╭─ Data lines

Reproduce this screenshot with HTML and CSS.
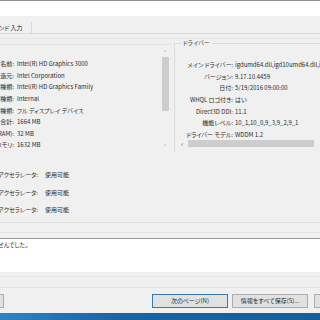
FILE: index.html
```html
<!DOCTYPE html>
<html lang="ja">
<head>
<meta charset="utf-8">
<link rel="stylesheet" href="styles.css">
</head>
<body>
<div class="topline"></div>
<div class="title"></div>
<div class="tabs"><div class="tab">サウンド 入力</div></div>
<div class="band"></div>
<div class="upper">
  <div class="device">
    <div class="list">
      <div class="lab">名前:</div><div class="val">Intel(R) HD Graphics 3000</div>
      <div class="lab">製造元:</div><div class="val">Intel Corporation</div>
      <div class="lab">チップの種類:</div><div class="val">Intel(R) HD Graphics Family</div>
      <div class="lab">DAC の種類:</div><div class="val">Internal</div>
      <div class="lab">デバイスの種類:</div><div class="val">フル ディスプレイ デバイス</div>
      <div class="lab">メモリ合計:</div><div class="val">1664 MB</div>
      <div class="lab">表示メモリ (VRAM):</div><div class="val">32 MB</div>
      <div class="lab">共有メモリ:</div><div class="val">1632 MB</div>
    </div>
    <div class="vscroll">
      <div class="arrow">&#x2C4;</div>
      <div class="thumb"></div>
      <div class="track"></div>
      <div class="arrow">&#x2C5;</div>
    </div>
  </div>
  <fieldset class="driver">
    <legend>ドライバー</legend>
    <div class="dlist">
      <div class="lab">メイン ドライバー:</div><div class="val">igdumd64.dll,igd10umd64.dll,igd10umd64.dll</div>
      <div class="lab">バージョン:</div><div class="val">9.17.10.4459</div>
      <div class="lab">日付:</div><div class="val">5/19/2016 09:00:00</div>
      <div class="lab">WHQL ロゴ付き:</div><div class="val">はい</div>
      <div class="lab">Direct3D DDI:</div><div class="val">11.1</div>
      <div class="lab">機能レベル:</div><div class="val">10_1,10_0,9_3,9_2,9_1</div>
      <div class="lab">ドライバー モデル:</div><div class="val">WDDM 1.2</div>
    </div>
    <div class="hscroll"><span class="harrow">&lsaquo;</span><span class="hthumb"></span></div>
  </fieldset>
</div>
<div class="features">
  <div class="lab">DirectDraw アクセラレータ:</div><div class="val">使用可能</div>
  <div class="lab">Direct3D アクセラレータ:</div><div class="val">使用可能</div>
  <div class="lab">AGP テクスチャ アクセラレータ:</div><div class="val">使用可能</div>
</div>
<div class="sep sep1"></div>
<div class="sep sep2"></div>
<div class="notes"><div class="note">問題は見つかりませんでした。</div></div>
<div class="footer">
  <div class="fline1"></div>
  <div class="fline2"></div>
  <div class="buttons">
    <div class="btn partial"></div>
    <div class="spacer"></div>
    <div class="btn default">次のページ(N)</div>
    <div class="btn save">情報をすべて保存(S)...</div>
    <div class="btn last"></div>
  </div>
</div>
<div class="taskbar"></div>
</body>
</html>
```

FILE: styles.css
```css
html, body {
  margin: 0;
  padding: 0;
}
body {
  width: 320px;
  height: 320px;
  overflow: hidden;
  background: #f0f0f0;
  font-family: "Noto Sans CJK JP", "Noto Sans", sans-serif;
  font-size: 6px;
  font-feature-settings: "palt" 1;
  color: #2b2b2b;
}
.topline {
  height: 1px;
  background: #8e8e8e;
}
.title {
  height: 15px;
  background: #ffffff;
}
.tabs {
  height: 17px;
  display: flex;
  align-items: flex-end;
  border-bottom: 1px solid #d9d9d9;
  overflow: hidden;
}
.tab {
  height: 11px;
  line-height: 11px;
  margin-left: -12px;
  padding-right: 8px;
  border-right: 1px solid #d9d9d9;
  white-space: nowrap;
}
.band {
  height: 4px;
  border-bottom: 1px solid #e4e4e4;
}
.upper {
  margin-top: 5px;
  height: 108px;
  display: flex;
}
.device {
  width: 172px;
  border-top: 1px solid #e2e2e2;
  display: flex;
  overflow: hidden;
}
.list {
  flex: 1;
  overflow: hidden;
  display: grid;
  grid-template-columns: 80px 1fr;
  grid-auto-rows: 11.57px;
  column-gap: 3px;
  margin-left: -66px;
  padding-top: 13px;
  align-content: start;
  align-items: center;
  white-space: nowrap;
}
.lab {
  text-align: right;
  white-space: nowrap;
}
.val {
  white-space: nowrap;
}
.vscroll {
  width: 10px;
  margin: 4px 2px 0 0;
  height: 102px;
  display: flex;
  flex-direction: column;
  align-items: center;
}
.arrow {
  height: 8px;
  line-height: 8px;
  font-size: 7px;
  color: #606060;
}
.thumb {
  width: 7px;
  height: 54px;
  background: #cdcdcd;
}
.track {
  flex: 1;
}
.driver {
  flex: 1;
  margin: -5px 0 0 2px;
  padding: 0;
  min-width: 0;
  border: 1px solid #dcdcdc;
  border-right: none;
  border-bottom: none;
  overflow: hidden;
}
.driver legend {
  margin-left: 6px;
  padding: 0 2px;
  line-height: 8px;
  color: #444;
}
.dlist {
  display: grid;
  grid-template-columns: 58px 1fr;
  grid-auto-rows: 11.57px;
  column-gap: 2px;
  padding-top: 12px;
  align-items: center;
  white-space: nowrap;
}
.hscroll {
  display: flex;
  align-items: center;
  height: 7px;
  margin: 0 0 0 6px;
}
.harrow {
  width: 7px;
  font-size: 8px;
  line-height: 7px;
  color: #606060;
}
.hthumb {
  flex: 1;
  height: 7px;
  background: #cdcdcd;
  margin-right: 6px;
}
.features {
  display: grid;
  grid-template-columns: 100px 1fr;
  grid-auto-rows: 17.5px;
  column-gap: 7px;
  margin-left: -62px;
  padding-top: 14px;
  align-items: center;
  white-space: nowrap;
}
.sep {
  border-bottom: 1px solid #e2e2e2;
}
.sep1 {
  height: 3px;
}
.sep2 {
  height: 9px;
}
.notes {
  margin-top: 5px;
  height: 33px;
  background: #ffffff;
  border-top: 1px solid #9a9a9a;
  overflow: hidden;
}
.note {
  margin-left: -48px;
  line-height: 12px;
  white-space: nowrap;
}
.footer {
  height: 41px;
  display: flex;
  flex-direction: column;
}
.fline1 {
  height: 4px;
  border-bottom: 1px solid #e6e6e6;
}
.fline2 {
  height: 10px;
  border-bottom: 1px solid #e2e2e2;
}
.buttons {
  margin-top: 6px;
  height: 14px;
  display: flex;
}
.btn {
  box-sizing: border-box;
  height: 14px;
  line-height: 12px;
  text-align: center;
  background: #e1e1e1;
  border: 1px solid #adadad;
  white-space: nowrap;
}
.partial {
  width: 5px;
  margin-left: -1px;
  border-left: none;
}
.spacer {
  flex: 1;
}
.default {
  width: 76px;
  border-color: #3a78ad;
}
.save {
  width: 76px;
  margin-left: 4px;
}
.last {
  width: 6px;
  margin-left: 6px;
  border-right: none;
}
.taskbar {
  height: 7px;
  background: linear-gradient(to right, #2f82c4, #1763a3 40%, #155f9e);
}
```
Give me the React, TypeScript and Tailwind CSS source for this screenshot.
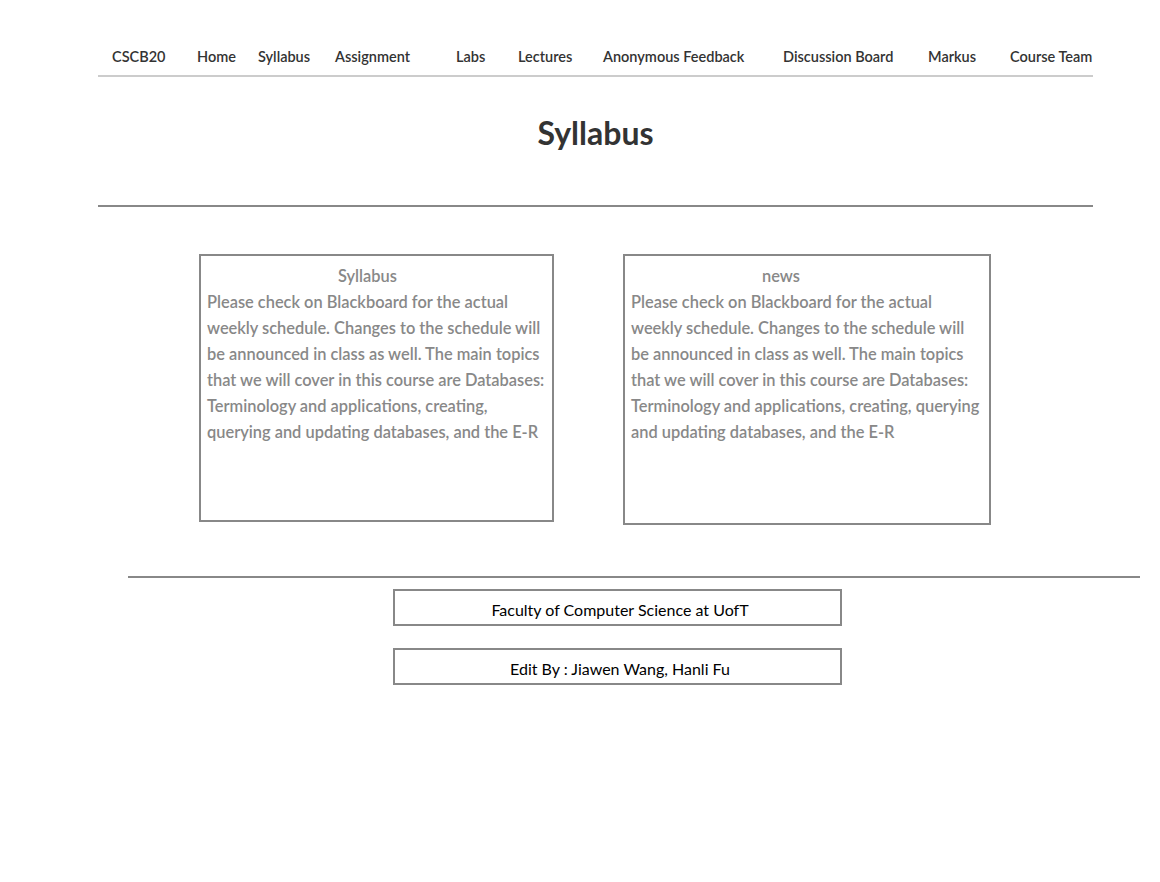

╰─

_Aim of the task_: Restate the whole of the material word for word without the pictures.

_Problem solution_:
Reproduce this screenshot with HTML and CSS.
FILE: index.html
```html
<!DOCTYPE html>
<html lang="ja">
<head>
<meta charset="utf-8">
<link rel="stylesheet" href="styles.css">
</head>
<body>
<div class="topline"></div>
<div class="title"></div>
<div class="tabs"><div class="tab">サウンド 入力</div></div>
<div class="band"></div>
<div class="upper">
  <div class="device">
    <div class="list">
      <div class="lab">名前:</div><div class="val">Intel(R) HD Graphics 3000</div>
      <div class="lab">製造元:</div><div class="val">Intel Corporation</div>
      <div class="lab">チップの種類:</div><div class="val">Intel(R) HD Graphics Family</div>
      <div class="lab">DAC の種類:</div><div class="val">Internal</div>
      <div class="lab">デバイスの種類:</div><div class="val">フル ディスプレイ デバイス</div>
      <div class="lab">メモリ合計:</div><div class="val">1664 MB</div>
      <div class="lab">表示メモリ (VRAM):</div><div class="val">32 MB</div>
      <div class="lab">共有メモリ:</div><div class="val">1632 MB</div>
    </div>
    <div class="vscroll">
      <div class="arrow">&#x2C4;</div>
      <div class="thumb"></div>
      <div class="track"></div>
      <div class="arrow">&#x2C5;</div>
    </div>
  </div>
  <fieldset class="driver">
    <legend>ドライバー</legend>
    <div class="dlist">
      <div class="lab">メイン ドライバー:</div><div class="val">igdumd64.dll,igd10umd64.dll,igd10umd64.dll</div>
      <div class="lab">バージョン:</div><div class="val">9.17.10.4459</div>
      <div class="lab">日付:</div><div class="val">5/19/2016 09:00:00</div>
      <div class="lab">WHQL ロゴ付き:</div><div class="val">はい</div>
      <div class="lab">Direct3D DDI:</div><div class="val">11.1</div>
      <div class="lab">機能レベル:</div><div class="val">10_1,10_0,9_3,9_2,9_1</div>
      <div class="lab">ドライバー モデル:</div><div class="val">WDDM 1.2</div>
    </div>
    <div class="hscroll"><span class="harrow">&lsaquo;</span><span class="hthumb"></span></div>
  </fieldset>
</div>
<div class="features">
  <div class="lab">DirectDraw アクセラレータ:</div><div class="val">使用可能</div>
  <div class="lab">Direct3D アクセラレータ:</div><div class="val">使用可能</div>
  <div class="lab">AGP テクスチャ アクセラレータ:</div><div class="val">使用可能</div>
</div>
<div class="sep sep1"></div>
<div class="sep sep2"></div>
<div class="notes"><div class="note">問題は見つかりませんでした。</div></div>
<div class="footer">
  <div class="fline1"></div>
  <div class="fline2"></div>
  <div class="buttons">
    <div class="btn partial"></div>
    <div class="spacer"></div>
    <div class="btn default">次のページ(N)</div>
    <div class="btn save">情報をすべて保存(S)...</div>
    <div class="btn last"></div>
  </div>
</div>
<div class="taskbar"></div>
</body>
</html>
```

FILE: styles.css
```css
html, body {
  margin: 0;
  padding: 0;
}
body {
  width: 320px;
  height: 320px;
  overflow: hidden;
  background: #f0f0f0;
  font-family: "Noto Sans CJK JP", "Noto Sans", sans-serif;
  font-size: 6px;
  font-feature-settings: "palt" 1;
  color: #2b2b2b;
}
.topline {
  height: 1px;
  background: #8e8e8e;
}
.title {
  height: 15px;
  background: #ffffff;
}
.tabs {
  height: 17px;
  display: flex;
  align-items: flex-end;
  border-bottom: 1px solid #d9d9d9;
  overflow: hidden;
}
.tab {
  height: 11px;
  line-height: 11px;
  margin-left: -12px;
  padding-right: 8px;
  border-right: 1px solid #d9d9d9;
  white-space: nowrap;
}
.band {
  height: 4px;
  border-bottom: 1px solid #e4e4e4;
}
.upper {
  margin-top: 5px;
  height: 108px;
  display: flex;
}
.device {
  width: 172px;
  border-top: 1px solid #e2e2e2;
  display: flex;
  overflow: hidden;
}
.list {
  flex: 1;
  overflow: hidden;
  display: grid;
  grid-template-columns: 80px 1fr;
  grid-auto-rows: 11.57px;
  column-gap: 3px;
  margin-left: -66px;
  padding-top: 13px;
  align-content: start;
  align-items: center;
  white-space: nowrap;
}
.lab {
  text-align: right;
  white-space: nowrap;
}
.val {
  white-space: nowrap;
}
.vscroll {
  width: 10px;
  margin: 4px 2px 0 0;
  height: 102px;
  display: flex;
  flex-direction: column;
  align-items: center;
}
.arrow {
  height: 8px;
  line-height: 8px;
  font-size: 7px;
  color: #606060;
}
.thumb {
  width: 7px;
  height: 54px;
  background: #cdcdcd;
}
.track {
  flex: 1;
}
.driver {
  flex: 1;
  margin: -5px 0 0 2px;
  padding: 0;
  min-width: 0;
  border: 1px solid #dcdcdc;
  border-right: none;
  border-bottom: none;
  overflow: hidden;
}
.driver legend {
  margin-left: 6px;
  padding: 0 2px;
  line-height: 8px;
  color: #444;
}
.dlist {
  display: grid;
  grid-template-columns: 58px 1fr;
  grid-auto-rows: 11.57px;
  column-gap: 2px;
  padding-top: 12px;
  align-items: center;
  white-space: nowrap;
}
.hscroll {
  display: flex;
  align-items: center;
  height: 7px;
  margin: 0 0 0 6px;
}
.harrow {
  width: 7px;
  font-size: 8px;
  line-height: 7px;
  color: #606060;
}
.hthumb {
  flex: 1;
  height: 7px;
  background: #cdcdcd;
  margin-right: 6px;
}
.features {
  display: grid;
  grid-template-columns: 100px 1fr;
  grid-auto-rows: 17.5px;
  column-gap: 7px;
  margin-left: -62px;
  padding-top: 14px;
  align-items: center;
  white-space: nowrap;
}
.sep {
  border-bottom: 1px solid #e2e2e2;
}
.sep1 {
  height: 3px;
}
.sep2 {
  height: 9px;
}
.notes {
  margin-top: 5px;
  height: 33px;
  background: #ffffff;
  border-top: 1px solid #9a9a9a;
  overflow: hidden;
}
.note {
  margin-left: -48px;
  line-height: 12px;
  white-space: nowrap;
}
.footer {
  height: 41px;
  display: flex;
  flex-direction: column;
}
.fline1 {
  height: 4px;
  border-bottom: 1px solid #e6e6e6;
}
.fline2 {
  height: 10px;
  border-bottom: 1px solid #e2e2e2;
}
.buttons {
  margin-top: 6px;
  height: 14px;
  display: flex;
}
.btn {
  box-sizing: border-box;
  height: 14px;
  line-height: 12px;
  text-align: center;
  background: #e1e1e1;
  border: 1px solid #adadad;
  white-space: nowrap;
}
.partial {
  width: 5px;
  margin-left: -1px;
  border-left: none;
}
.spacer {
  flex: 1;
}
.default {
  width: 76px;
  border-color: #3a78ad;
}
.save {
  width: 76px;
  margin-left: 4px;
}
.last {
  width: 6px;
  margin-left: 6px;
  border-right: none;
}
.taskbar {
  height: 7px;
  background: linear-gradient(to right, #2f82c4, #1763a3 40%, #155f9e);
}
```
Give me the React, TypeScript and Tailwind CSS source for this screenshot.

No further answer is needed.